Their home insurance company, Amco Insurance Co., doing business as Nationwide Mutual Insurance Co., denied coverage of foundation damage, claiming it occurred from "act of God," according to court papers in a lawsuit the couple filed against the insurer, the city and an old coal company, Penn Anthracite Colliers Co.The lawsuit, initiated in November 2021 in Lackawanna County Court, was transferred earlier this year to federal court, where it remains pending. The insurer and city filed motions to dismiss the lawsuit. City solicitor Jessica Eskra said the city no longer is a defendant in the case. An amended lawsuit filed in May no longer includes the city as a defendant.It was unclear if the old coal company long ago became defunct. Efforts to reach the insurer's attorney or coal company were unsuccessful.

As the Henehans could not afford to pay both the mortgage at 734 Theodore St. and the rent on Oak Street, they stopped paying the mortgage.
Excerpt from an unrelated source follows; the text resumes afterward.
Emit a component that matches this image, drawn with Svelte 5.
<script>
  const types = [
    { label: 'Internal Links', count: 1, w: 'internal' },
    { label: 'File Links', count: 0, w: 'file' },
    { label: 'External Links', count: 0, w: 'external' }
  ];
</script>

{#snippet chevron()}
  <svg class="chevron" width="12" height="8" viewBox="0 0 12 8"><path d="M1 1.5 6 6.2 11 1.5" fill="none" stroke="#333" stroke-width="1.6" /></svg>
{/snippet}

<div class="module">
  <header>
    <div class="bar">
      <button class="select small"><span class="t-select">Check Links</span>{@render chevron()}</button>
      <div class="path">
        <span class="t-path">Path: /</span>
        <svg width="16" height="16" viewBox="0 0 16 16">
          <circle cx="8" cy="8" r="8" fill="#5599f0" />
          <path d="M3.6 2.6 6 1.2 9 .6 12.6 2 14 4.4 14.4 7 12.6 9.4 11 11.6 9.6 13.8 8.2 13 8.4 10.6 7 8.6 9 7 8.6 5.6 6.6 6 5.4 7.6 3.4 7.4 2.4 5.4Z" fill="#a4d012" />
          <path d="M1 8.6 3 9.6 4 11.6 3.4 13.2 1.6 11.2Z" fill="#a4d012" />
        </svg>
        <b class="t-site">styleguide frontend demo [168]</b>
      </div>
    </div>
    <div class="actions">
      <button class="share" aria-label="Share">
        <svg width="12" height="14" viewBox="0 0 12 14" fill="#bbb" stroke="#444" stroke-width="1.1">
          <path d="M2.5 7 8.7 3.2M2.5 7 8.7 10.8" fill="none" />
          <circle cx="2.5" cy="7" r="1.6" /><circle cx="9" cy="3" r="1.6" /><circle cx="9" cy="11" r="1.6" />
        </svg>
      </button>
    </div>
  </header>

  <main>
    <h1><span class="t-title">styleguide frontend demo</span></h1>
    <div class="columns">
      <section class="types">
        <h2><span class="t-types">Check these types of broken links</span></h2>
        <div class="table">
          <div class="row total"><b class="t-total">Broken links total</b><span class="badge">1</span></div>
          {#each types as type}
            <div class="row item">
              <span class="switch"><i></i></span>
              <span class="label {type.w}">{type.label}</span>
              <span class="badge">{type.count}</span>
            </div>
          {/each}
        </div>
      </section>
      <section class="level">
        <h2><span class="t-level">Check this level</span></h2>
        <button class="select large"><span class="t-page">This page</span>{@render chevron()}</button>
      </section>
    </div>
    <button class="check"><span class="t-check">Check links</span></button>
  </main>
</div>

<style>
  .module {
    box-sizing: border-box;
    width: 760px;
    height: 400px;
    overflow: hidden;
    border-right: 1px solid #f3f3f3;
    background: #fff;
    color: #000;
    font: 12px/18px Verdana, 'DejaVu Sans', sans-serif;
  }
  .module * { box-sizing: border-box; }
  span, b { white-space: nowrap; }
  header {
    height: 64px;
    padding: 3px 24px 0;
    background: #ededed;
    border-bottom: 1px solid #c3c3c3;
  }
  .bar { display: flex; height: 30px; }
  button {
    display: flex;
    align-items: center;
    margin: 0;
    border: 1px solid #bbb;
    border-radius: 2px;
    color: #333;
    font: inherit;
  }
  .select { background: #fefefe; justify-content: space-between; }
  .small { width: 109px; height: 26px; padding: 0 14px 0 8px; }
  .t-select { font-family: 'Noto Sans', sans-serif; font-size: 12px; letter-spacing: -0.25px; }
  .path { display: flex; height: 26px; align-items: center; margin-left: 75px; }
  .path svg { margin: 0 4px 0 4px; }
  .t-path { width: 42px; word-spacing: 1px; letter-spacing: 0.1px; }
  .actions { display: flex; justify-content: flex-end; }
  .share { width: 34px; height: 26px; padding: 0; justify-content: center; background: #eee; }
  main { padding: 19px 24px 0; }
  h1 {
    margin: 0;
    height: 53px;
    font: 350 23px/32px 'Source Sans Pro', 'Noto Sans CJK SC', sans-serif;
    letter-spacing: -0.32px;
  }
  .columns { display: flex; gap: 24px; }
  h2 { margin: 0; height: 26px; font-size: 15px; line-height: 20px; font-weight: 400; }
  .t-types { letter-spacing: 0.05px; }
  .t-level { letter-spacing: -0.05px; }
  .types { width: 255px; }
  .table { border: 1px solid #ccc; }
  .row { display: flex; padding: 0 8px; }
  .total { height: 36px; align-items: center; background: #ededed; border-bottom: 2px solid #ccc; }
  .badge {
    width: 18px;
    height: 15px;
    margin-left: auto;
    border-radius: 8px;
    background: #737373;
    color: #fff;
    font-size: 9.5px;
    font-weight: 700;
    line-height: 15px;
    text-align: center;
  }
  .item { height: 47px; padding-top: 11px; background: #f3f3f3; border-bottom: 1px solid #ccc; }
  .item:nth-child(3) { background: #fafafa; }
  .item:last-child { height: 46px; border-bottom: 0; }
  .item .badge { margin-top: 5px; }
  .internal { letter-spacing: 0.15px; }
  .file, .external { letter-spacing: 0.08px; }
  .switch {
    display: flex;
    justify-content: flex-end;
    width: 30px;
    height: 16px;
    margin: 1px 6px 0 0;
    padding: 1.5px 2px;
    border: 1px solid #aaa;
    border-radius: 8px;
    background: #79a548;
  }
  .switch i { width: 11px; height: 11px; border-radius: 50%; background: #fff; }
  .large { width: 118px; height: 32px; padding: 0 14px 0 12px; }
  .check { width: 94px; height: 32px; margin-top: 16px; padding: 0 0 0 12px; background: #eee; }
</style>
With the house condemned, they could not possibly live there or even go inside.

The Henehans have continued to pay the property taxes on the home, Lori Greenwood-Henehan said.

A bank instituted mortgage foreclosure proceedings that will result in a sheriff's sale Friday at the county courthouse. The amount sought in the sheriff's sale is $68,059.

The Henehans always hoped they would get back into their Theodore Street home. "We thought that we were just coming here (to Oak Street) temporarily. Clearly, that was not the case," Lori Greenwood-Henehan said.

Meanwhile, they worry that 734 Theodore St. could collapse.

"That's all I've been thinking. It has kept me up so many nights. I've had nightmares," she said. "I don't even know how the house is still standing right now, to be honest with you. But if that house lets loose, that foundation, I'm just scared to death that it could be catastrophic. That's really my biggest fear."